Uncertain future for historic site

Uncertain future for historic site

For many locals and tourists alike, Mt George is a place of learning, exploration and recreation, but historically, it has also been essential to communication through the use of a semaphore tower.  

Although the tower is a replica, it holds a great deal of meaning, having been built by the local community for the purpose of preserving and teaching local history in 1988.  

Lorraine Wootton, from the George Town & District Historical Society said that a number of tourists enquire about the history of the structure, and the role it played in our history.  

Sadly, the structural integrity of the structure is in question, with George Town Mayor Greg Keiser stating that it needs to be taken down for proper assessment.  

“The clock is ticking, and from a safety perspective it has to come down,” said Mayor Keiser.  

The question that remains unanswered, is what will become of the semaphore once it has been taken down?  

There are no firm answers to this question, and what should be a simple case of restoration and preservation of a historical asset is being drawn out into a years’ worth of council meetings, emails, public commentary, and ultimately, inaction.  

The semaphore currently sits on Parks and Wildlife land, with a Tasmanian Parks and Wildlife spokesperson saying that the area has been closed to the public due to safety concerns.  

“The Tasmania Parks and Wildlife Service (PWS) recognises the installation of the replica semaphore was a decision taken by the local community for the local community.  PWS fully supports Council undertaking an evaluation that considers the interests of the local community, tourism sector and Council’s economic strategy.” 

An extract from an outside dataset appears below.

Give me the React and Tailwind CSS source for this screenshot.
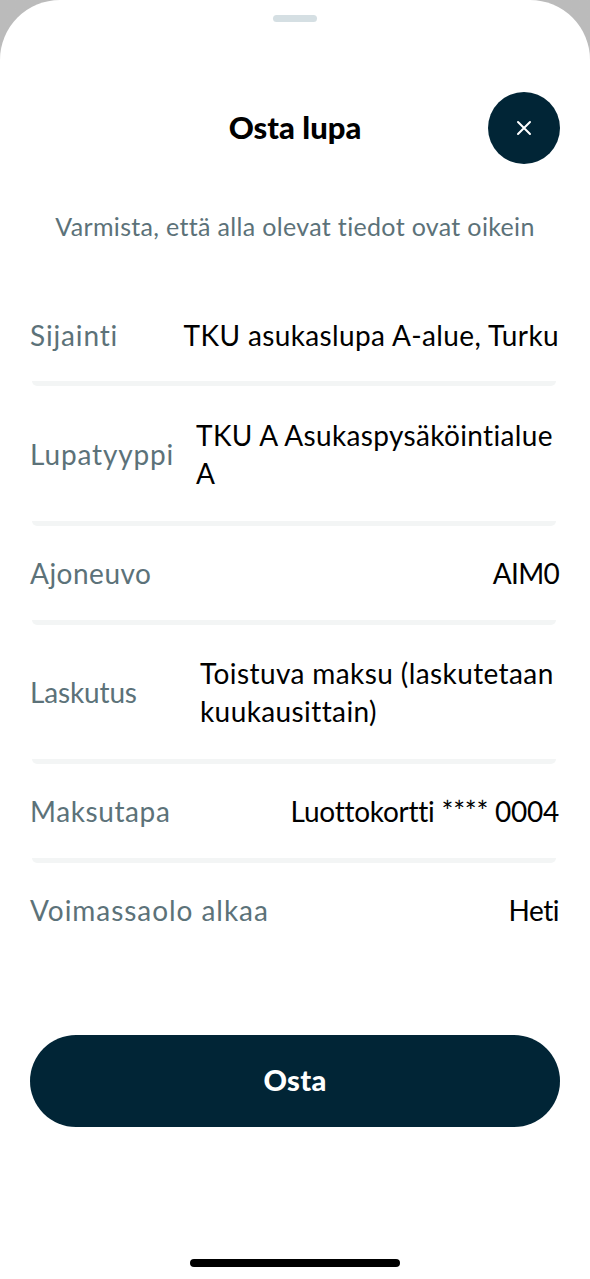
const font = { fontFamily: '"Lato", "Open Sans", sans-serif' };

const rows = [
  { label: "Sijainti", value: "TKU asukaslupa A-alue, Turku", h: "h-[90px] pb-[2px]", lt: "tracking-[0.85px]", vt: "tracking-[0.37px]" },
  { label: "Lupatyyppi", value: "TKU A Asukaspysäköintialue A", h: "h-[135px]", wrap: "w-[363px]", lt: "tracking-[0.85px]", vt: "tracking-[0.35px]" },
  { label: "Ajoneuvo", value: "AIM0", h: "h-[94px]", lt: "tracking-[0.5px]", vt: "tracking-[-0.7px]" },
  { label: "Laskutus", value: "Toistuva maksu (laskutetaan kuukausittain)", h: "h-[134px]", wrap: "w-[359px]", lt: "tracking-[-0.15px]", vt: "tracking-[0.4px]" },
  { label: "Maksutapa", value: "Luottokortti **** 0004", h: "h-[94px]", lt: "tracking-[0.6px]", vt: "tracking-[-0.25px]" },
];

function Row({ label, value, h, wrap, lt, vt }) {
  return (
    <div className={`${h} flex flex-col justify-center`}>
      <div className="flex items-center justify-between">
        <span className={`text-[28px] leading-[38px] text-[#5c7279] ${lt}`}>{label}</span>
        <span className={`text-[28px] leading-[38px] text-black ${vt} ${wrap ?? ""}`}>{value}</span>
      </div>
    </div>
  );
}

export default function App() {
  return (
    <div className="w-[590px] h-[1279px] bg-white overflow-hidden" style={font}>
      <div className="bg-gradient-to-b from-[#bbbbbb] from-50% to-white h-[90px] -mb-[90px]" />
      <div className="relative bg-white h-full rounded-t-[60px] flex flex-col px-[30px]">
        <div className="mx-auto mt-[15px] w-[44px] h-[7px] rounded-full bg-[#d5dfe3]" />
        <div className="relative mt-[70px] h-[72px] flex items-center justify-center">
          <h1 className="text-[31px] font-black text-black pb-[2px]">Osta lupa</h1>
          <button className="absolute right-0 top-0 w-[72px] h-[72px] rounded-full bg-[#012536] flex items-center justify-center">
            <svg width="16" height="16" viewBox="0 0 16 16" fill="none" stroke="white" strokeWidth="2" strokeLinecap="round">
              <path d="M2 2l12 12M14 2L2 14" />
            </svg>
          </button>
        </div>
        <p className="mt-[45px] text-center text-[25px] leading-[34px] tracking-[0.33px] text-[#5c7279]">
          Varmista, että alla olevat tiedot ovat oikein
        </p>
        <div className="mt-[48px] flex flex-col pr-[1px]">
          {rows.map((r) => (
            <div key={r.label} className="contents">
              <Row {...r} />
              <div className="h-[5px] ml-[2px] mr-[3px] rounded-b-[6px] bg-[#f3f5f5]" />
            </div>
          ))}
          <div className="flex items-center justify-between pt-[28px]">
            <span className="text-[28px] leading-[38px] tracking-[0.95px] text-[#5c7279]">Voimassaolo alkaa</span>
            <span className="text-[28px] leading-[38px] tracking-[-0.5px] text-black">Heti</span>
          </div>
        </div>
        <button className="mt-[106px] h-[92px] pb-[2px] rounded-[46px] bg-[#012536] text-white text-[29px] font-black tracking-[0.3px]">
          Osta
        </button>
        <div className="absolute bottom-[12px] left-[190px] w-[210px] h-[8px] rounded-full bg-black" />
      </div>
    </div>
  );
}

“Following a site inspection by the PWS and an independent engineering assessment, the structure was deemed unsafe and the area closed to the public. Following ongoing consultation Council agreed the structures will be removed and given to Council.”  

With the semaphore due to be taken down, some have suggested that it could alternatively be inspected and repaired in situ, but while this is a point of contention, it seems that everyone agrees on the historical and cultural importance of the semaphore and the site on which it stands, with Mayor Keiser stating that it is well-loved, and that council will explore how it can be retained.